The output characteristic of piezoelectric pressure sensor systems is that of an AC­ coupled system. Repetitive signals decay until there is an equal area above and below the original base line. As magnitude levels of the monitored event fluctuate, the output remains stabilized around the base line with the positive and negative areas of the curve remaining equal. Figure 3 represents an AC signal following this curve.

In this example, a 0 to 2 volt output signal is generated from an AC­ coupled pressure application with a one ­second steady ­state pulse rate and one second between pulses. The frequency remains constant, but the signal quickly decays negatively until the signal centers around the original base line (where area A = area B). Peak to peak output remains the same.

Precision mounting of pressure sensors is essential for good measurements. Always check the installation drawings supplied in the manual with the sensor, or contact PCB to request detailed mounting instructions. Use good machining practices for the drilling and threading of mounting ports, and torque the sensors to the noted values. Mounting hardware is supplied with PCB sensors. Various standard thread adaptors are available to simplify some sensor installations.

For free-field blast applications, use aerodynamically clean mounts to minimize unwanted reflections from mounting brackets or tripods.

The sensing crystals of many pressure sensors are located at the diaphragm end of the sensor. Side loading of this part of the sensor during a pressure measurement creates distortions in the signal output.

It is important to avoid unusual side loading stresses and strains on the upper body of the sensor. Proper installation minimizes distortions in the output signal. Causes of side strains to the upper body include: a taut cable pulling at right angles to the electrical connector, and using a heavy adaptor with a cable attached to the small electrical connector in an environment with high transverse vibration.

In applications such as free-field blast measurements, a pressure sensor mounted in a thin plate can be subjected to side loading stresses when the pressure causes the plate to flex. Use an O-ring mount to minimize this effect.

Flush mounting of pressure sensors in a plate or wall is desirable to minimize turbulence, avoid a cavity effect, or avoid an increase in a chamber volume. Recessed mounting is more desirable in applications where the diaphragm end of the pressure sensor is likely to be subjected to excessive flash temperatures or particle impingement. Recessed mounting of pressure sensors will degrade the ability to measure high frequencies. The cavity effect of this type of mounting will typically reduce the sensor resonant frequency. For more detailed information review Introduction to Air Blast Measurements – Part 2: Interfacing the Transducer. See Figure 4 for typical flush mount installation. See Figure 5 for typical recessed mount installation.

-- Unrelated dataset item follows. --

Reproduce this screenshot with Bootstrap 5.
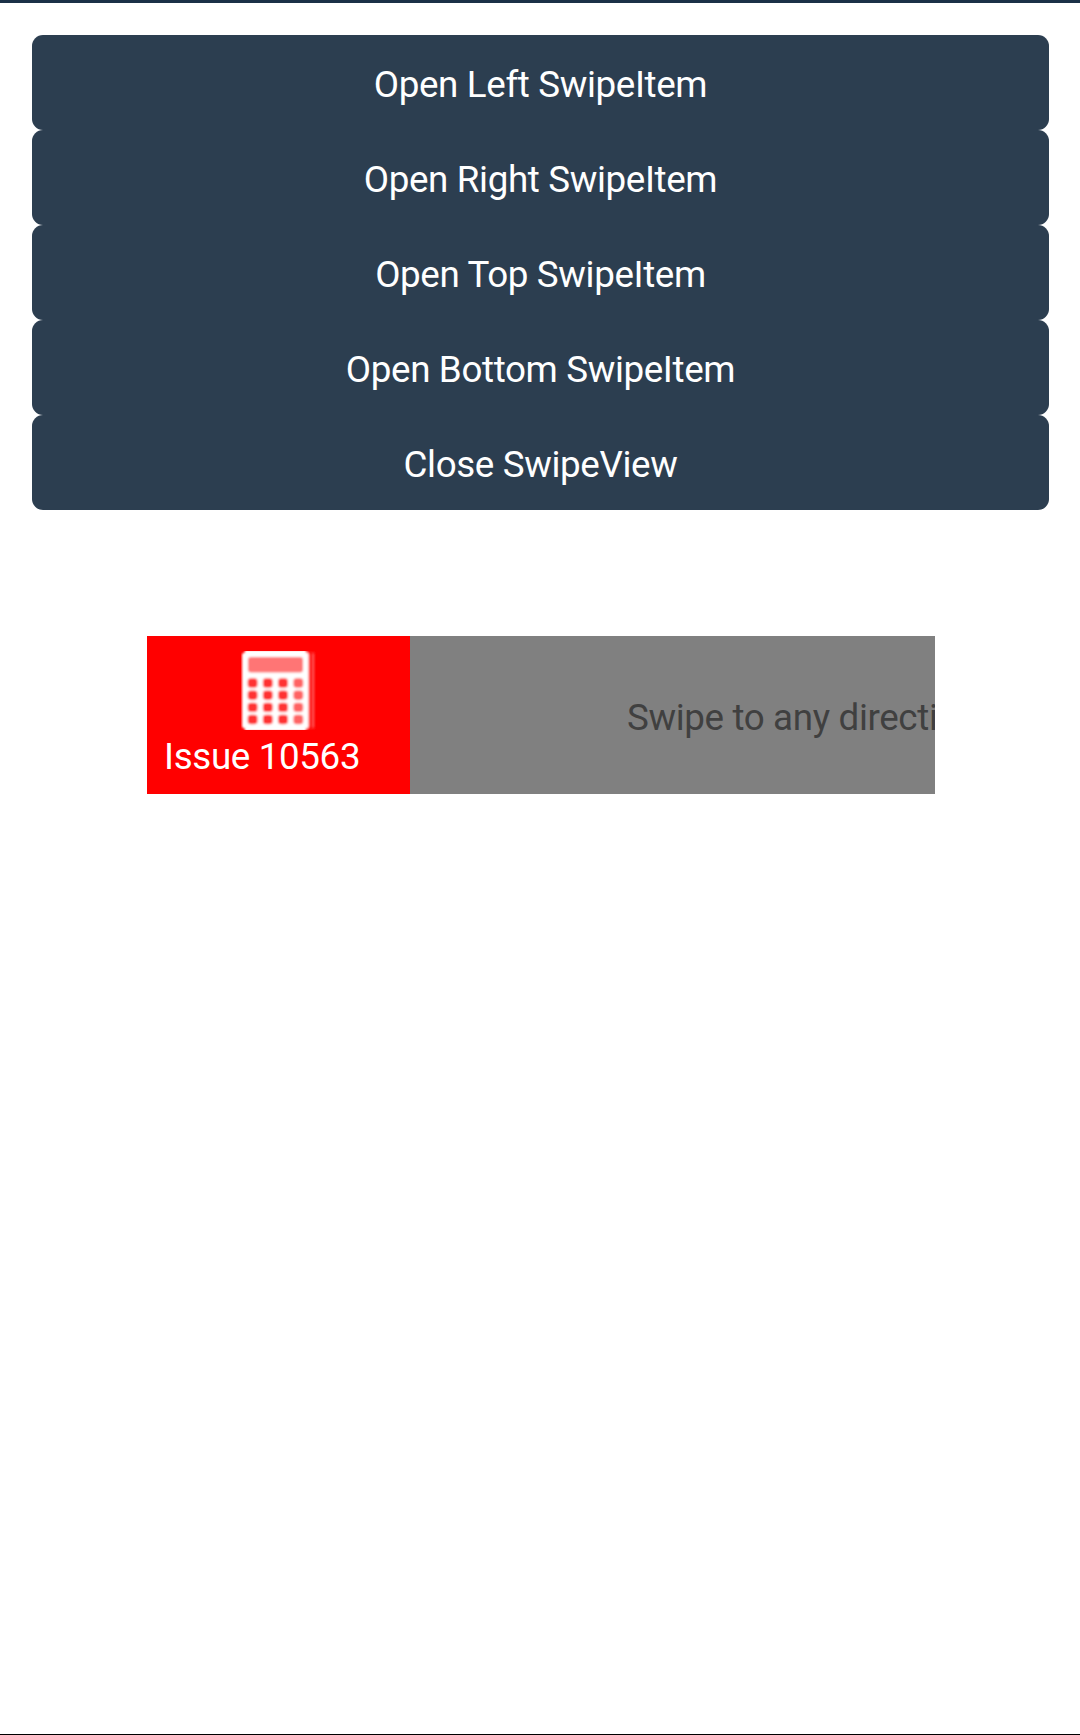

Most PCB pressure sensors are supplied with seal rings for flush mounting. Certain models, such as Series 111, 112, and 113 can be provided with seal sleeves for recess mounting ports. Request seal sleeves when ordering. Order enough spare seal rings or sleeves for applications that require frequent removal and reinstallation of the pressure sensor. Before reinstalling a pressure sensor, check the mounting port to make sure that the old, distorted seal ring has been removed from the mounting hole. If you are using PCB® pressure sensors and have lost or misplaced the seals, call PCB to request replacement seals as no-charge samples.

PCB has various mounting adaptors that aid in pressure sensor mounting. Pressure sensors and adaptors with straight machined threads use a seal ring as a pressure seal. Pipe thread adaptors have tapered threads, which result in the threads creating the pressure seal. For more detailed information on pressure sensor adaptors and accessories refer to the PCB Accessories for Pressure Sensors webpage.

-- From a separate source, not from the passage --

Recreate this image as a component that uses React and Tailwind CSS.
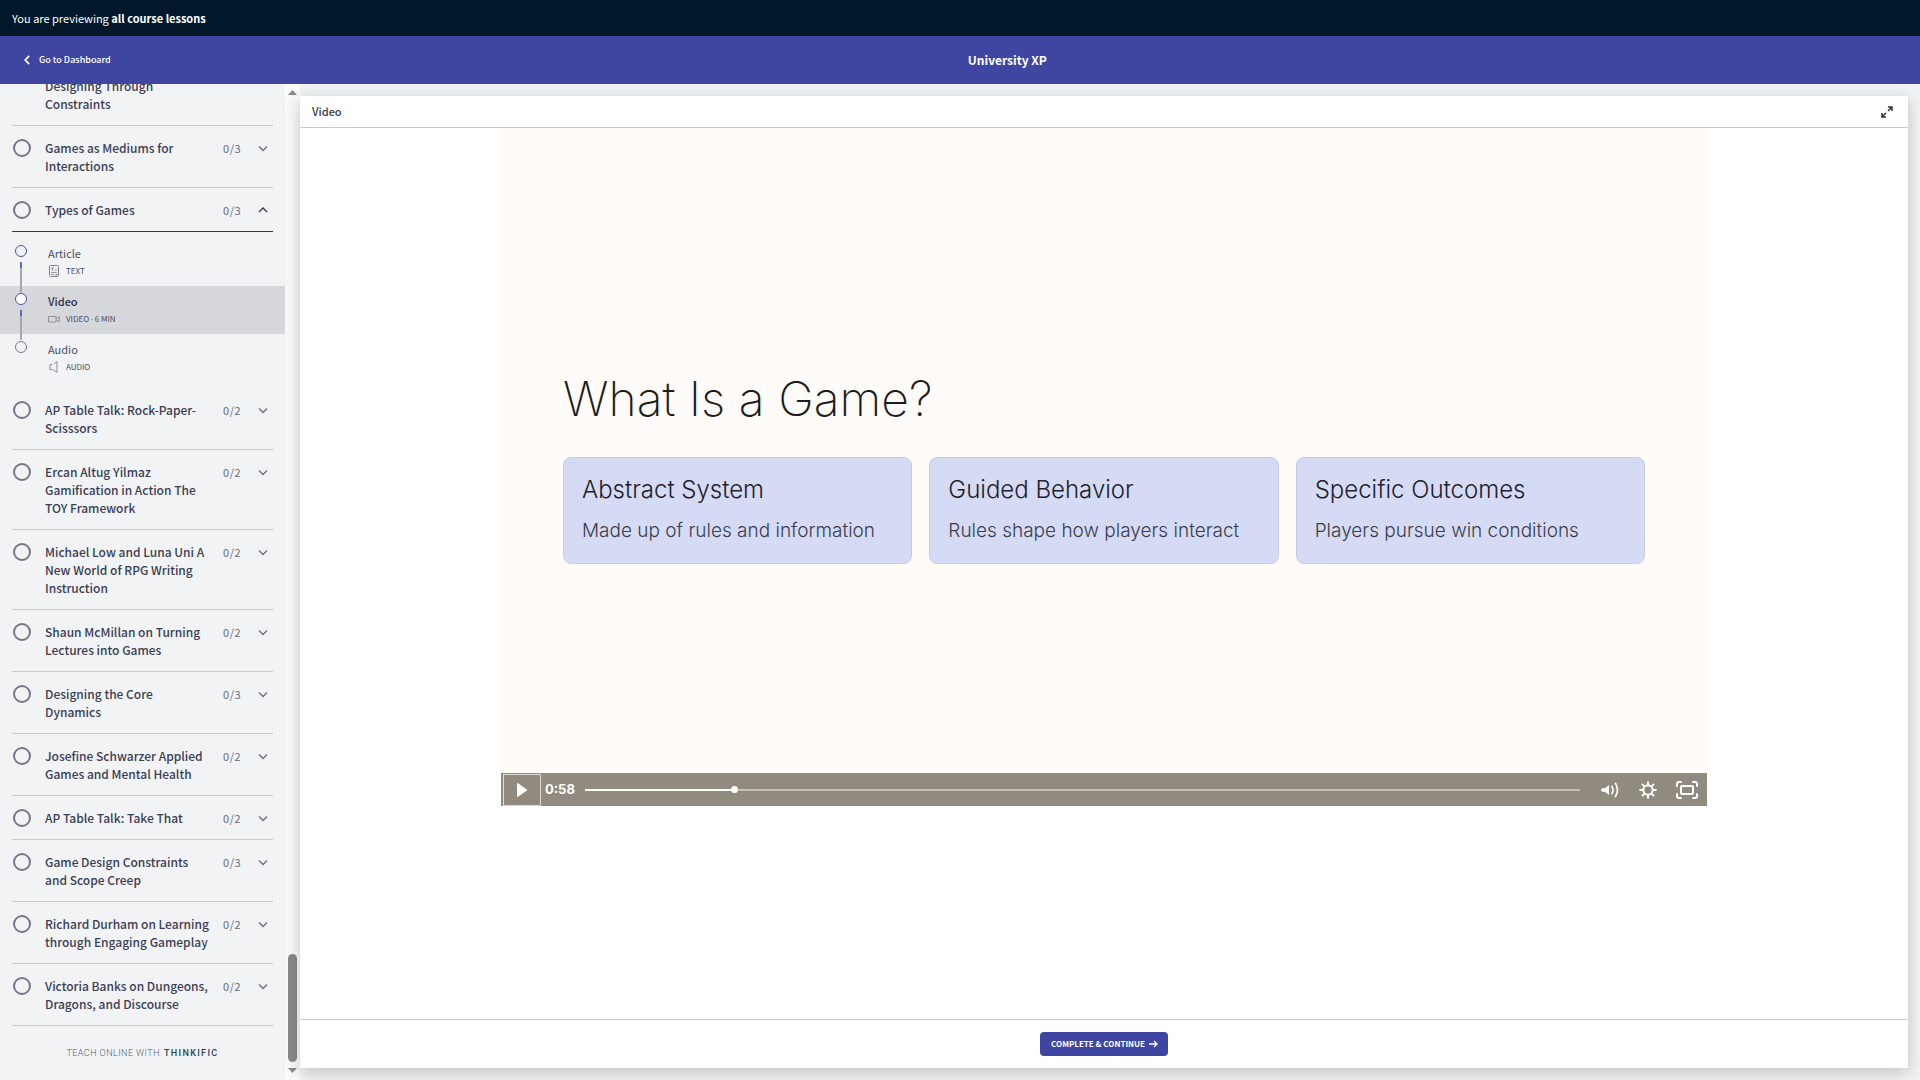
const sections = [
  { title: 'Games as Mediums for Interactions', count: '0/3' },
  { title: 'Types of Games', count: '0/3', open: true },
  { title: 'AP Table Talk: Rock-Paper-Scisssors', count: '0/2' },
  { title: 'Ercan Altug Yilmaz Gamification in Action The TOY Framework', count: '0/2' },
  { title: 'Michael Low and Luna Uni A New World of RPG Writing Instruction', count: '0/2' },
  { title: 'Shaun McMillan on Turning Lectures into Games', count: '0/2' },
  { title: 'Designing the Core Dynamics', count: '0/3' },
  { title: 'Josefine Schwarzer Applied Games and Mental Health', count: '0/2' },
  { title: 'AP Table Talk: Take That', count: '0/2' },
  { title: 'Game Design Constraints and Scope Creep', count: '0/3' },
  { title: 'Richard Durham on Learning through Engaging Gameplay', count: '0/2' },
  { title: 'Victoria Banks on Dungeons, Dragons, and Discourse', count: '0/2' },
];

const lessons = [
  { title: 'Article', meta: 'TEXT', icon: TextIcon, started: true, line: true },
  { title: 'Video', meta: 'VIDEO · 6 MIN', icon: VideoIcon, started: true, line: true, current: true },
  { title: 'Audio', meta: 'AUDIO', icon: AudioIcon },
];

const cards = [
  { title: 'Abstract System', text: 'Made up of rules and information' },
  { title: 'Guided Behavior', text: 'Rules shape how players interact' },
  { title: 'Specific Outcomes', text: 'Players pursue win conditions' },
];

function TextIcon() {
  return (
    <svg width="12" height="14" viewBox="0 0 12 14" fill="none" stroke="#7d8091" aria-hidden="true">
      <path d="M2.500 1.500h7a1 1 0 0 1 1 1v9a1 1 0 0 1-1 1h-7a1 1 0 0 1-1-1v-9a1 1 0 0 1 1-1z" />
      <path d="M3 4h3M4.500 4v3M6.500 6H9M3 8.500h6M3 10.500h3.500M8 12.500V10.500h2" strokeWidth="0.8" />
    </svg>
  );
}

function VideoIcon() {
  return (
    <svg width="12" height="14" viewBox="0 0 12 14" fill="none" stroke="#8d8f9b" aria-hidden="true">
      <path d="M0.500 4.500h7.500v5.500H0.500zM8.500 6.500l2.700-2v5.500l-2.700-2" />
    </svg>
  );
}

function AudioIcon() {
  return (
    <svg width="12" height="14" viewBox="0 0 12 14" fill="none" stroke="#8d8f9b" aria-hidden="true">
      <path d="M4.500 4.500H2v5h2.500L9 12.500v-11L6 3.800" />
    </svg>
  );
}

function Chevron({ up }) {
  return (
    <svg width="10" height="18" viewBox="0 0 10 18" fill="none" stroke={up ? '#36394d' : '#6f7182'} strokeWidth="1.4" aria-hidden="true">
      <path d={up ? 'M1 11l4-4 4 4' : 'M1 7.500l4 4 4-4'} />
    </svg>
  );
}

function Section({ title, count, open, tall }) {
  return (
    <button
      type="button"
      aria-expanded={!!open}
      className={`mx-3 flex shrink-0 items-start border-b pt-[13px] pb-3 text-left text-xs leading-[18px] ${open ? 'border-[#36394d]' : 'border-[#c8cad3]'}`}
    >
      <span className="ml-px size-[18px] shrink-0 rounded-full border-2 border-[#75778a]" />
      <span className={`ml-3.5 w-[165px] shrink-0 font-medium text-[#3b3e54] ${tall ? 'pt-[18px]' : ''}`}>{title}</span>
      <span className="ml-[13px] flex-1 text-[11px] leading-[18px] tracking-wider text-[#6a6c7d]">{count}</span>
      <span className="mr-[5px]">
        <Chevron up={open} />
      </span>
    </button>
  );
}

function Lesson({ title, meta, icon: Icon, started, line, current }) {
  return (
    <a href="#lesson" className={`flex h-12 ${current ? 'bg-[#d6d7da]' : ''}`}>
      <span className="ml-[15px] flex w-3 flex-col items-center pt-[7px]">
        <span
          className={`size-3 shrink-0 rounded-full border ${started ? 'border-[#4a51a6]' : 'border-[#75778a]'} ${current ? 'bg-white' : ''}`}
        />
        {line && (
          <>
            <span className="mt-[5px] h-1.5 w-0.5 shrink-0 bg-[#6469ad]" />
            <span className="h-6 w-0.5 shrink-0 bg-[#a4a6b3]" />
          </>
        )}
      </span>
      <span className="ml-[21px] flex flex-col pt-1.5">
        <span className={`text-[11px] leading-[18px] ${current ? 'font-medium text-[#2f3247]' : 'text-[#4b4e62]'}`}>{title}</span>
        <span className="mt-px flex h-4 items-center gap-1.5 text-[8px] leading-4 text-[#4b4e62]">
          <Icon />
          <span>
            {meta.split('·').map((part, i) => (
              <span key={part}>
                {i > 0 && <span className="font-['Open_Sans',sans-serif]">·</span>}
                {part}
              </span>
            ))}
          </span>
        </span>
      </span>
    </a>
  );
}

function Sidebar() {
  return (
    <aside className="flex w-[285px] shrink-0 flex-col justify-end overflow-hidden bg-[#f2f3f5]">
      <Section title="Designing Through Constraints" tall />
      {sections.map((s) => (
        <div key={s.title} className="flex shrink-0 flex-col">
          <Section {...s} />
          {s.open && (
            <nav className="py-1.5" aria-label={s.title}>
              {lessons.map((l) => (
                <Lesson key={l.title} {...l} />
              ))}
            </nav>
          )}
        </div>
      ))}
      <footer className="flex h-[54px] shrink-0 items-center justify-center gap-1 pt-0.5 font-['Roboto',sans-serif] text-[9px] font-light tracking-wider text-[#4f6272]">
        TEACH ONLINE WITH <a href="#thinkific" className="font-medium tracking-[0.15em] text-[#2c4356]">THINKIFIC</a>
      </footer>
    </aside>
  );
}

function Scrollbar() {
  return (
    <div className="flex w-[15px] shrink-0 flex-col items-center bg-[#fafafa] pt-1.5 pb-[7px]" aria-hidden="true">
      <svg width="9" height="5" viewBox="0 0 9 5" fill="#8a8a8a">
        <path d="M4.500 0L9 5H0z" />
      </svg>
      <div className="flex-1" />
      <div className="mb-1.5 h-[108px] w-[9px] rounded-full bg-[#8a8a8a]" />
      <svg width="9" height="5" viewBox="0 0 9 5" fill="#8a8a8a">
        <path d="M4.500 5L9 0H0z" />
      </svg>
    </div>
  );
}

function VideoPlayer() {
  return (
    <div className="flex aspect-video w-3/4 flex-col bg-[#fffbf8] font-['Inter',sans-serif]">
      <div className="flex flex-1 flex-col px-[62px] pt-[241px]">
        <h1 className="text-5xl leading-[60px] font-extralight text-[#1c1b1d]">What Is a Game?</h1>
        <div className="mt-7 grid grid-cols-3 gap-[17px]">
          {cards.map((c) => (
            <section key={c.title} className="h-[107px] rounded-lg border border-[#c6cdea] bg-[#d5dbf5] px-[18px] pt-4">
              <h2 className="text-2xl leading-8 font-light text-[#1f212b]">{c.title}</h2>
              <p className="mt-[13px] text-[19px] leading-6 font-light text-[#3a3d4b]">{c.text}</p>
            </section>
          ))}
        </div>
      </div>
      <div className="flex h-[33px] items-center bg-[#908b7e] pr-[9px] pl-0.5 text-white">
        <button type="button" aria-label="Play" className="flex h-8 w-[38px] items-center justify-center border border-[#dcd9d2]">
          <svg width="10" height="14" viewBox="0 0 10 14" fill="currentColor">
            <path d="M0.500 0.500L10 7l-9.500 6.500z" stroke="currentColor" strokeLinejoin="round" />
          </svg>
        </button>
        <span className="ml-1 w-10 text-[13px] font-bold">0:58</span>
        <div className="flex h-3 flex-1 items-center" role="progressbar" aria-label="Playback position" aria-valuenow={15}>
          <div className="h-0.5 w-[15%] bg-white" />
          <div className="-ml-[3px] size-[7px] rounded-full bg-white" />
          <div className="h-0.5 flex-1 bg-[#c3c0b8]" />
        </div>
        <button type="button" aria-label="Volume" className="ml-[21px]">
          <svg width="19" height="18" viewBox="0 0 19 18" fill="none" stroke="currentColor" strokeWidth="1.7" strokeLinecap="round">
            <path d="M1 7.500h2.500L8 4v10l-4.500-3.500H1z" fill="currentColor" stroke="none" />
            <path d="M1.500 9h2" strokeWidth="3" />
            <path d="M11 5.500q2 3.500 0 7M14.500 2.500q4 6.500 0 13" />
          </svg>
        </button>
        <button type="button" aria-label="Settings" className="ml-[19px]">
          <svg width="18" height="18" viewBox="0 0 18 18" fill="none" stroke="currentColor" strokeWidth="2" strokeLinecap="round">
            <circle cx="9" cy="9" r="4.700" />
            <path d="M9 1.200v2M9 14.800v2M1.200 9h2M14.800 9h2M3.500 3.500l1.400 1.400M13.100 13.100l1.400 1.400M3.500 14.500l1.400-1.400M13.100 4.900l1.400-1.400" />
          </svg>
        </button>
        <button type="button" aria-label="Fullscreen" className="ml-[19px]">
          <svg width="22" height="18" viewBox="0 0 22 18" fill="none" stroke="currentColor" strokeWidth="2" strokeLinecap="round">
            <rect x="5" y="5" width="12" height="8" rx="1" />
            <path d="M1 5V3q0-2 2-2h2M17 1h2q2 0 2 2v2M21 13v2q0 2-2 2h-2M5 17H3q-2 0-2-2v-2" />
          </svg>
        </button>
      </div>
    </div>
  );
}

export default function App() {
  return (
    <div className="flex h-screen flex-col bg-[#f2f3f5] font-['Noto_Sans_CJK_SC','Open_Sans',sans-serif] text-[#36394d]">
      <div className="flex h-9 shrink-0 items-center bg-[#001829] px-3 text-[11px] text-white">
        <p>
          You are previewing <b>all course lessons</b>
        </p>
      </div>
      <header className="flex h-12 shrink-0 items-center bg-[#3e46a2] pr-4 text-white">
        <a href="#dashboard" className="flex shrink-0 items-center gap-[9px] pl-6 text-[9px] font-medium">
          <svg width="6" height="10" viewBox="0 0 6 10" fill="none" stroke="currentColor" strokeWidth="1.800" aria-hidden="true">
            <path d="M5.200 0.800L1.200 5l4 4.200" />
          </svg>
          Go to Dashboard
        </a>
        <p className="flex-1 text-center text-xs font-bold">University XP</p>
      </header>
      <div className="flex min-h-0 flex-1">
        <Sidebar />
        <Scrollbar />
        <main className="mt-3 mr-3 mb-3 flex flex-1 flex-col bg-white shadow-[0_4px_16px_rgba(0,0,0,0.22)]">
          <div className="flex h-8 shrink-0 items-center justify-between border-b border-[#c8cad3] px-3">
            <h2 className="pb-px text-[11px] font-medium">Video</h2>
            <button type="button" aria-label="Expand" className="mr-[3px]">
              <svg width="12" height="12" viewBox="0 0 12 12" fill="none" stroke="#2f3247" strokeWidth="1.500">
                <path d="M7 1h4v4M11 1L7 5M5 11H1V7M1 11l4-4" />
              </svg>
            </button>
          </div>
          <div className="flex min-h-0 flex-1 flex-col items-center">
            <VideoPlayer />
          </div>
          <div className="flex h-[49px] shrink-0 items-center justify-center border-t border-[#c8cad3]">
            <button type="button" className="flex h-6 items-center gap-1 rounded-sm bg-[#3e46a2] pr-2.5 pl-[11px] text-[8px] font-bold text-white">
              COMPLETE &amp; CONTINUE
              <svg width="9" height="8" viewBox="0 0 9 8" fill="none" stroke="currentColor" strokeWidth="1.300" aria-hidden="true">
                <path d="M0 4h8M5 1l3 3-3 3" />
              </svg>
            </button>
          </div>
        </main>
      </div>
    </div>
  );
}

Control of the location of the pressure sensor diaphragm is achieved with a straight thread/seal ring mount. Pipe thread mounts do not allow precision positioning of the sensor depth because the seal is achieved through progressive tightening of threads in the tapered hole until the required thread engagement is reached. Pipe threads offer the convenience of an easier machined port than straight threads. Pipe thread mounts are well suited for some general applications.

Automotive in-cylinder pressures, ballistic pressures, and free-field blasts are examples of applications where thermal shock accompanies the pressure pulse. The thermal shock can be in the form of a radiant heat, such as the flash from an explosion, heat from convection of hot gasses passing over a pressure sensor diaphragm, or conductive heat from a hot liquid.

Virtually all pressure sensors are sensitive to thermal shock. When heat strikes the diaphragm of a piezoelectric pressure sensor that has crystals contained in an outer housing, the heat can cause an expansion of the case surrounding the internal crystals. Although quartz crystals are not significantly sensitive to thermal shock, the case expansion causes a lessening of the preload force on the crystals causing a negative signal output. To minimize this effect, various methods are used.

Certain PCB quartz pressure sensors feature internal thermal isolation designs to minimize the effects of thermal shock. Some models feature baffled diaphragms. Others that are designed to maximize the frequency response may require thermal protection coating, recess mounting, or a combination of these to lessen the thermal shock effects. Coatings include silicone grease, (may also be used to fill a recess mounting hole), RTV silicone rubber, vinyl electrical tape, and ceramic. The RTV and tape are used as ablatives, while the ceramic coating is used to protect diaphragms from corrosive gasses and particle impingement.

Crystals other than quartz are used in some PCB sensors. Though sensitive to thermal shock, tourmaline is used for shock tube and underwater blast sensors. In shock tube measurements, the duration of the pressure measurement is usually so short that a layer of vinyl tape is sufficient to delay the thermal effects for the duration of the measurement. In underwater blast applications, heat transfer through the water is not significant.

Thermal shock effects do not relate to the pressure sensor temperature coefficient specification. The temperature coefficient specification refers to the change in sensitivity of the sensor relative to the static temperature of the sensor. Since the thermal shock effects cannot be easily quantified, they must be anticipated and minimized by one of the techniques mentioned to ensure better measurement data.